#### [TASK TO CARRY OUT]
Repeat the listing word for word. No pictures belong in the copy.

···

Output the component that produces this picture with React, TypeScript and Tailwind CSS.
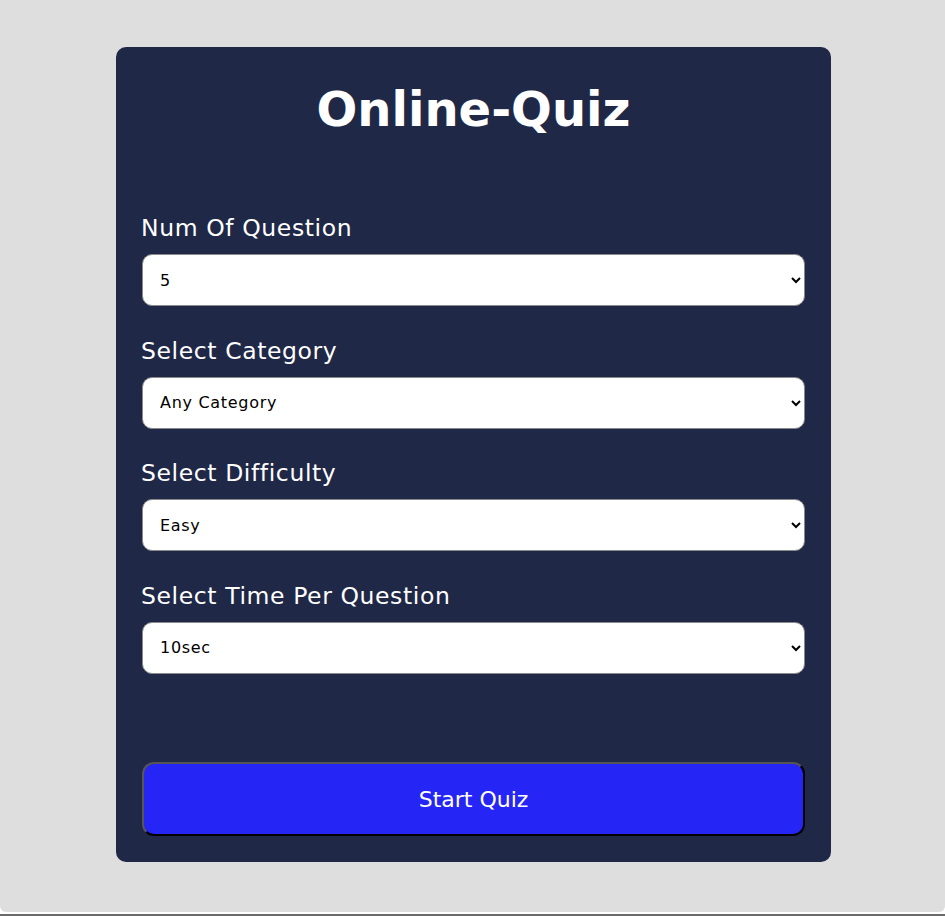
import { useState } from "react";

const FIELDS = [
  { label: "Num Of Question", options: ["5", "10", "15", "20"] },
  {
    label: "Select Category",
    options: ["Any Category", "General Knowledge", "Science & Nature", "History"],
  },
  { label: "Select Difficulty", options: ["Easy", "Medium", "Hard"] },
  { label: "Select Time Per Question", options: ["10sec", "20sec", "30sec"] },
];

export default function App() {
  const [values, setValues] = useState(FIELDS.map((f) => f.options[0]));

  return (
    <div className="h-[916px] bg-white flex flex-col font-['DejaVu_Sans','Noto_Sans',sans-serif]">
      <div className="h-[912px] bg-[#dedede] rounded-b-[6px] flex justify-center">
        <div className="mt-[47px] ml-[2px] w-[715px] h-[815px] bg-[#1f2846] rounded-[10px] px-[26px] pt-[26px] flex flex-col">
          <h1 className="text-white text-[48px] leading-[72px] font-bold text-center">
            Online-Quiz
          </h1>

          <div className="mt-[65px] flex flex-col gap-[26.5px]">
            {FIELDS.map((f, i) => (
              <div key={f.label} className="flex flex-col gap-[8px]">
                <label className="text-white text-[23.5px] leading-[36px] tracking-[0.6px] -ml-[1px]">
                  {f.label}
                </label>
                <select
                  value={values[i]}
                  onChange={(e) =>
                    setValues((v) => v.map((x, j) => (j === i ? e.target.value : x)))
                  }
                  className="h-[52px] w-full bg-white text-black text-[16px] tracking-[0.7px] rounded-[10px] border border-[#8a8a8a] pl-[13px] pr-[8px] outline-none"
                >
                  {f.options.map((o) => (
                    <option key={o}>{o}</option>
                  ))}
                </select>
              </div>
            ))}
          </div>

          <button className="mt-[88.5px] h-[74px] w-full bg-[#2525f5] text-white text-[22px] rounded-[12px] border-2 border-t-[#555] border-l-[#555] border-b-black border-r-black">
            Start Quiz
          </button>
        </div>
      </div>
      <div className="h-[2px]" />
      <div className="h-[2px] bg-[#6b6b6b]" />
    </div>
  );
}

···

#### [EXPECTED ANSWER]
Output the component that produces this picture with React, TypeScript and Tailwind CSS.
import { useState } from "react";

const FIELDS = [
  { label: "Num Of Question", options: ["5", "10", "15", "20"] },
  {
    label: "Select Category",
    options: ["Any Category", "General Knowledge", "Science & Nature", "History"],
  },
  { label: "Select Difficulty", options: ["Easy", "Medium", "Hard"] },
  { label: "Select Time Per Question", options: ["10sec", "20sec", "30sec"] },
];

export default function App() {
  const [values, setValues] = useState(FIELDS.map((f) => f.options[0]));

  return (
    <div className="h-[916px] bg-white flex flex-col font-['DejaVu_Sans','Noto_Sans',sans-serif]">
      <div className="h-[912px] bg-[#dedede] rounded-b-[6px] flex justify-center">
        <div className="mt-[47px] ml-[2px] w-[715px] h-[815px] bg-[#1f2846] rounded-[10px] px-[26px] pt-[26px] flex flex-col">
          <h1 className="text-white text-[48px] leading-[72px] font-bold text-center">
            Online-Quiz
          </h1>

          <div className="mt-[65px] flex flex-col gap-[26.5px]">
            {FIELDS.map((f, i) => (
              <div key={f.label} className="flex flex-col gap-[8px]">
                <label className="text-white text-[23.5px] leading-[36px] tracking-[0.6px] -ml-[1px]">
                  {f.label}
                </label>
                <select
                  value={values[i]}
                  onChange={(e) =>
                    setValues((v) => v.map((x, j) => (j === i ? e.target.value : x)))
                  }
                  className="h-[52px] w-full bg-white text-black text-[16px] tracking-[0.7px] rounded-[10px] border border-[#8a8a8a] pl-[13px] pr-[8px] outline-none"
                >
                  {f.options.map((o) => (
                    <option key={o}>{o}</option>
                  ))}
                </select>
              </div>
            ))}
          </div>

          <button className="mt-[88.5px] h-[74px] w-full bg-[#2525f5] text-white text-[22px] rounded-[12px] border-2 border-t-[#555] border-l-[#555] border-b-black border-r-black">
            Start Quiz
          </button>
        </div>
      </div>
      <div className="h-[2px]" />
      <div className="h-[2px] bg-[#6b6b6b]" />
    </div>
  );
}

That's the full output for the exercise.